The Minister for Transport and Tourism has vested in him by the Foreshore Act, 1933, the bulk of the foreshore around our coast. Retention of control over the development and user of the foreshore is obviously necessary for the preservation of public rights of way, rights of navigation and rights of fishing over and from the foreshore. Accordingly, land is held on behalf of the State in a wide variety of circumstances. If the exemption of the State from landlord and tenant legislation generally were to be removed, a possible outcome of failure to include an expressed provision in the Bill would be that the public interest involved in the holding of such land would be at risk. However, because of the variety of the circumstances, it would be extremely difficult to analyse the circumstances.

The Landlord and Tenant Commission have made no recommendation for a change in the position of the State. All in all, the prudent course to adopt is to include a provision in the Bill which will leave the position of the State the same as by common consent up to the present it has been taken to be. That is what is proposed in section 4 of the Bill. Where lands held on behalf of the State have been disposed of by way of ground rent leases or tenancies of dwelling houses, however, a different situation arises. In such cases the reasonable presumption is that the public interest is not involved. Section 70 of the Bill accordingly provides that the State shall, as landlord, be bound to a transfer of the fee simple except in a case where the State authority concerned certifies that such a transfer would not be in the public interest.

I have gone into detail in regard to this for the purpose of giving the background to the situation as we have it at the present time and also in an effort to try to outline some of the difficulties, which are so many that there is nobody able to give us even a guess at what these difficulties might be if we did as the Deputy suggested. He knows that the Landlord and Tenant Commission have been sitting for some time. As I said, they have not come forward with any proposal for change. I accept that there was a very long and good discussion in the Seanad on this section. The point made during the course of the debate in the Seanad with regard to the person who would at the end of his days find himself under the State and be denied his rights is something which is extremely important. I believe I have come as far as I can. I am not saying this in any way trying to score any political points. On a technical Bill of this nature there is no question of anybody scoring anything over anybody else. It is a question of trying to do what is right. I am not saying that Deputy Fitzpatrick is not trying to do that. I appreciate that he is, but I feel that we have come a good part of the way. I am advised that I cannot go any further.

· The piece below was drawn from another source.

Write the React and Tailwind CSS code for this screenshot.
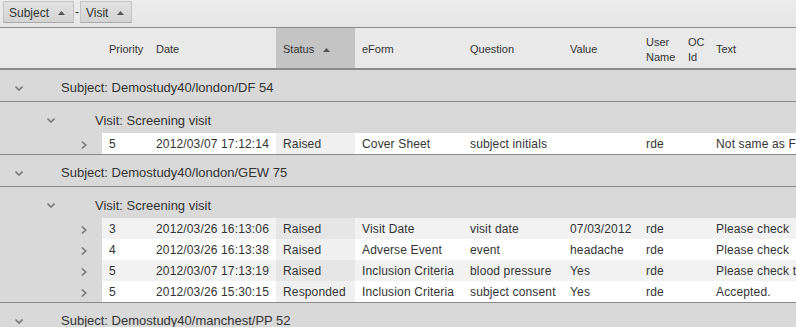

The previous Government, of which Deputy Fitzpatrick was a member, were not prepared to come as far as I have come now. This section is quite a bone of contention and I do not mean that in any derogatory fashion. This type of legislation will continue to be updated as long as the Landlord and Tenant Commission are sitting. If after having further analysed it they recommend a change, I can safely say to Deputy Fitzpatrick and the other Members of the House that whichever Minister for Justice is here I am sure he will be quite prepared to go along with it.

I have a lot of sympathy with what Deputy Fitzpatrick says, but I am afraid I cannot go any further than I have gone. I also say, without trying to score any political points, that I have gone further than my predecessor might have been prepared to go, although there is nothing definite on that either because he did not get a chance to debate it on Committee Stage. Perhaps he would have gone as far as I.

The Minister stated that there was a privileged position in 1976 where there was some doubt on this, even though the doubt did not have a judicial verdict. One cannot reasonably use that argument. It seems clear to me that the reason this is being introduced is because the State is far from sure that they have the right. The privileged position of the State vis-à-vis the private individual needs to be proved. This has not been done.

The matter that is really at issue is the concept of equality before the law. It is dangerous to embark too readily on a process of introducing legislation which is applicable to the general public but which the State, for apparently good reasons, decides not to apply to itself. The Minister said that the State has certain lands in its ownership and, in order to pursue the maximum use of those lands in the public interest, the State felt itself obliged to write this section into law. We are not disputing the right of the State to own land, to use land or to exercise its full responsibility for the public security and welfare. That is not what is at issue. The matter that is at issue is why we should embark on a precedent in law of giving to the State a privileged position with regard to the law. Most people feel that the State is overbureaucratic sometimes and not quick enough to consider the small man. Despite the goodwill of the Minister and I am sure of every Member of the House, we cannot forever be guaranteed a benign Government or a benign Minister.

(Cavan-Monaghan): If the Deputy met him in Cork he would not think he was benign.

He was last week-end.

(Interruptions.)

I do not think at this late stage we will discuss what happened in Cork.

I appreciate the Minister's difficulty in regard to this and I believe he is being advised that it is useful to put it in. If a situation ever arose where the alleged limitations on the State's readiness to utilise its ownership of land came about, the State would, as it has done in the past, introduce necessary legislation, perhaps with the co-operation of the full House, of an extraordinary nature to deal with that situation. It is a little unwholesome to me to put on the Statute Book legislation which separates responsibilities as applying to the State and individuals. It would be preferable to do without it if the only argument is the hypothetical one that the day may come when the State might have to utilise powers or exercise its responsibilities over its property in some way, as yet undefined, which would make the exercise of that extremely difficult or impossible under the law which exists for the private individual.

Deputy T.J. Fitzpatrick (Cavan-Monaghan) rose.

Progress reported; Committee to sit again.